A man convicted of quadruple murder who pleaded not guilty is executed in Texas

by time news

Houston, United States | An American was executed this Thursday in Texas, more than thirty years after a quadruple murder linked to drug trafficking, and which he denied having committed.

Arthur Brown Jr, 52, received a lethal injection in a state prison in the city of Huntsville, in the southern United States, local authorities reported. He was pronounced dead at 6:37 p.m. local time.

Brown became the fifth death row inmate to be executed in the conservative state of Texas and the ninth nationwide since the beginning of the year.

In his final statement released by the Texas Department of Criminal Justice, Brown insisted that he was treated unfairly over the years as his case went to court and again said that he did not commit the murders for which he was convicted.

“What is happening here tonight is not justice, it is the murder of an innocent man for a murder that occurred in 1992,” Brown said, according to an official report.

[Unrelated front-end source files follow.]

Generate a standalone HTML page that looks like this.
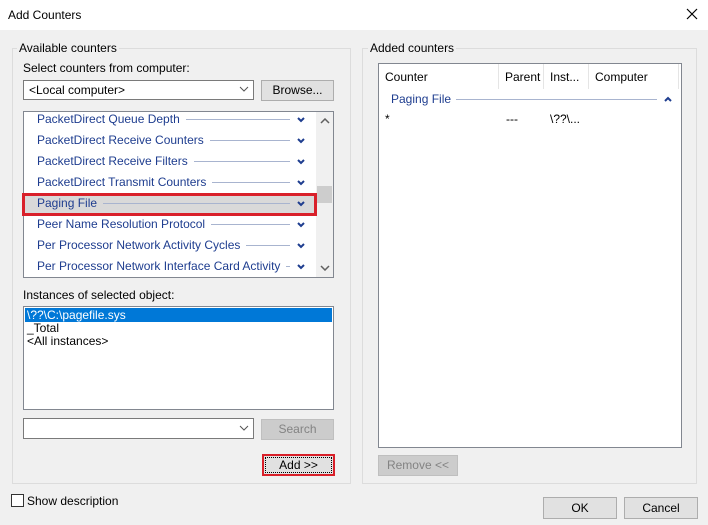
<!DOCTYPE html>
<html><head><style>
*{margin:0;padding:0;box-sizing:border-box}
body{width:708px;height:525px;background:#f0f0f0;font-family:"Liberation Sans",sans-serif;font-size:12px;color:#000;position:relative;overflow:hidden}
.a{position:absolute}
.t{position:absolute;white-space:nowrap;line-height:14px}
.grp{position:absolute;border:1px solid #dcdcdc}
.btn{position:absolute;background:#e1e1e1;border:1px solid #adadad;text-align:center;line-height:18px}
.box{position:absolute;background:#fff;border:1px solid #828790}
.row{position:absolute;left:37px;width:253px;height:21px;line-height:21px;color:#1e3d8f;white-space:nowrap;font-size:12px;display:flex;align-items:center}
.row i{flex:1;height:1px;background:#a8b4cf;margin-left:6px}
.line{position:absolute;height:1px;background:#a8b4cf}
</style></head><body>
<div class="a" style="left:0;top:0;width:708px;height:30px;background:#fff"></div>
<div class="t" style="left:8px;top:8px;font-size:12px">Add Counters</div>
<svg class="a" style="left:686px;top:8px" width="12" height="12"><path d="M1 1L11 11M11 1L1 11" stroke="#000" stroke-width="1.2"/></svg>

<div class="grp" style="left:12px;top:48px;width:339px;height:436px"></div>
<div class="t" style="left:17px;top:41px;background:#f0f0f0;padding:0 2px">Available counters</div>
<div class="t" style="left:23px;top:61px">Select counters from computer:</div>
<div class="box" style="left:23px;top:80px;width:231px;height:20px;border-color:#7a7a7a"></div>
<div class="t" style="left:29px;top:83px">&lt;Local computer&gt;</div>
<svg class="a" style="left:239px;top:86px" width="10" height="6"><path d="M1 1L5 5L9 1" stroke="#555" fill="none"/></svg>
<div class="btn" style="left:261px;top:80px;width:73px;height:21px">Browse...</div>

<div class="box" style="left:23px;top:111px;width:311px;height:167px;overflow:hidden">
 <div class="a" style="left:292px;top:0;width:17px;height:165px;background:#f0f0f0"></div>
 <div class="a" style="left:293px;top:74px;width:15px;height:17px;background:#cdcdcd"></div>
 <svg class="a" style="left:296px;top:6px" width="10" height="6"><path d="M1 5L5 1L9 5" stroke="#606060" stroke-width="1.5" fill="none"/></svg>
 <svg class="a" style="left:296px;top:153px" width="10" height="6"><path d="M1 1L5 5L9 1" stroke="#606060" stroke-width="1.5" fill="none"/></svg>
 <div class="a" style="left:0;top:82px;width:292px;height:21px;background:#d9d9d9"></div>
</div>
<div id="rows"></div>
<div class="a" style="left:22px;top:193px;width:295px;height:23px;border:3px solid #d9202a"></div>

<div class="t" style="left:23px;top:288px">Instances of selected object:</div>
<div class="box" style="left:23px;top:306px;width:311px;height:104px"></div>
<div class="a" style="left:25px;top:308px;width:307px;height:14px;background:#0078d7"></div>
<div class="t" style="left:27px;top:308px;color:#fff">\??\C:\pagefile.sys</div>
<div class="t" style="left:27px;top:321px">_Total</div>
<div class="t" style="left:27px;top:334px">&lt;All instances&gt;</div>

<div class="box" style="left:23px;top:418px;width:231px;height:21px;border-color:#7a7a7a"></div>
<svg class="a" style="left:239px;top:425px" width="10" height="6"><path d="M1 1L5 5L9 1" stroke="#555" fill="none"/></svg>
<div class="btn" style="left:261px;top:419px;width:73px;height:21px;background:#cccccc;border-color:#bfbfbf;color:#838383">Search</div>
<div class="btn" style="left:262px;top:454px;width:73px;height:22px;border:2px solid #d9202a;line-height:18px"><div style="border:1px dotted #000;margin:1px;line-height:14px">Add &gt;&gt;</div></div>

<div class="grp" style="left:362px;top:48px;width:335px;height:436px"></div>
<div class="t" style="left:368px;top:41px;background:#f0f0f0;padding:0 2px">Added counters</div>
<div class="box" style="left:378px;top:63px;width:304px;height:385px"></div>
<div class="t" style="left:385px;top:70px">Counter</div>
<div class="a" style="left:498px;top:64px;width:1px;height:25px;background:#e5e5e5"></div>
<div class="t" style="left:505px;top:70px">Parent</div>
<div class="a" style="left:543px;top:64px;width:1px;height:25px;background:#e5e5e5"></div>
<div class="t" style="left:550px;top:70px">Inst...</div>
<div class="a" style="left:588px;top:64px;width:1px;height:25px;background:#e5e5e5"></div>
<div class="t" style="left:595px;top:70px">Computer</div>
<div class="a" style="left:678px;top:64px;width:1px;height:25px;background:#e5e5e5"></div>
<div class="t" style="left:391px;top:92px;color:#1e3d8f">Paging File</div>
<div class="line" style="left:456px;top:99px;width:201px"></div>
<svg class="a" style="left:664px;top:96px" width="8" height="6"><path d="M1 5L4 2L7 5" stroke="#1e3d8f" stroke-width="2" fill="none"/></svg>
<div class="t" style="left:385px;top:112px">*</div>
<div class="t" style="left:506px;top:112px">---</div>
<div class="t" style="left:550px;top:112px">\??\...</div>
<div class="btn" style="left:378px;top:455px;width:80px;height:21px;background:#cccccc;border-color:#bfbfbf;color:#838383">Remove &lt;&lt;</div>

<div class="a" style="left:11px;top:494px;width:13px;height:13px;border:1px solid #333;background:#fff"></div>
<div class="t" style="left:27px;top:494px">Show description</div>
<div class="btn" style="left:543px;top:497px;width:74px;height:22px;line-height:20px">OK</div>
<div class="btn" style="left:624px;top:497px;width:74px;height:22px;line-height:20px">Cancel</div>

<script>
var n=["PacketDirect Queue Depth","PacketDirect Receive Counters","PacketDirect Receive Filters","PacketDirect Transmit Counters","Paging File","Peer Name Resolution Protocol","Per Processor Network Activity Cycles","Per Processor Network Interface Card Activity"];
var h="";
for(var i=0;i<n.length;i++){var y=109+i*21;
h+='<div class="row" style="top:'+y+'px"><span>'+n[i]+'</span><i></i></div>';
h+='<svg class="a" style="left:297px;top:'+(y+8)+'px" width="8" height="6"><path d="M1 1L4 4L7 1" stroke="#1e3d8f" stroke-width="2" fill="none"/></svg>';}
document.getElementById("rows").innerHTML=h;
</script>
</body></html>
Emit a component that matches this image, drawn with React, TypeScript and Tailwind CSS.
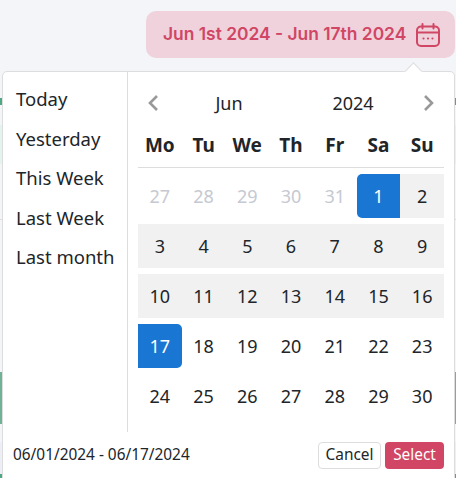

According to the prosecution, in 1992 he went with two accomplices to the house of his drug supplier in Houston. After tying up the six occupants of the premises, they were shot in the back of the head.

Four of his victims, including a minor and a pregnant woman, died and two survived.

Brown was arrested four months later and sentenced to death in 1994, although he has always maintained his innocence. His alleged accomplices were also convicted in the murders: one was executed in 2006 and the other is serving a life sentence.

Brown’s lawyers had asked the US Supreme Court, which has banned the death penalty for people with intellectual disabilities, to halt the execution, arguing that Brown is mentally unfit.

And a court in Houston earlier this week rejected a request by Brown’s lawyers who argued that his conviction was based on unreliable testimony and asked that new DNA evidence be reviewed.

British billionaire Richard Branson advocated for Brown and called for the execution to be halted.

“Mr. Brown’s intellectual disability alone should be reason enough not to execute him,” Branson said on his website.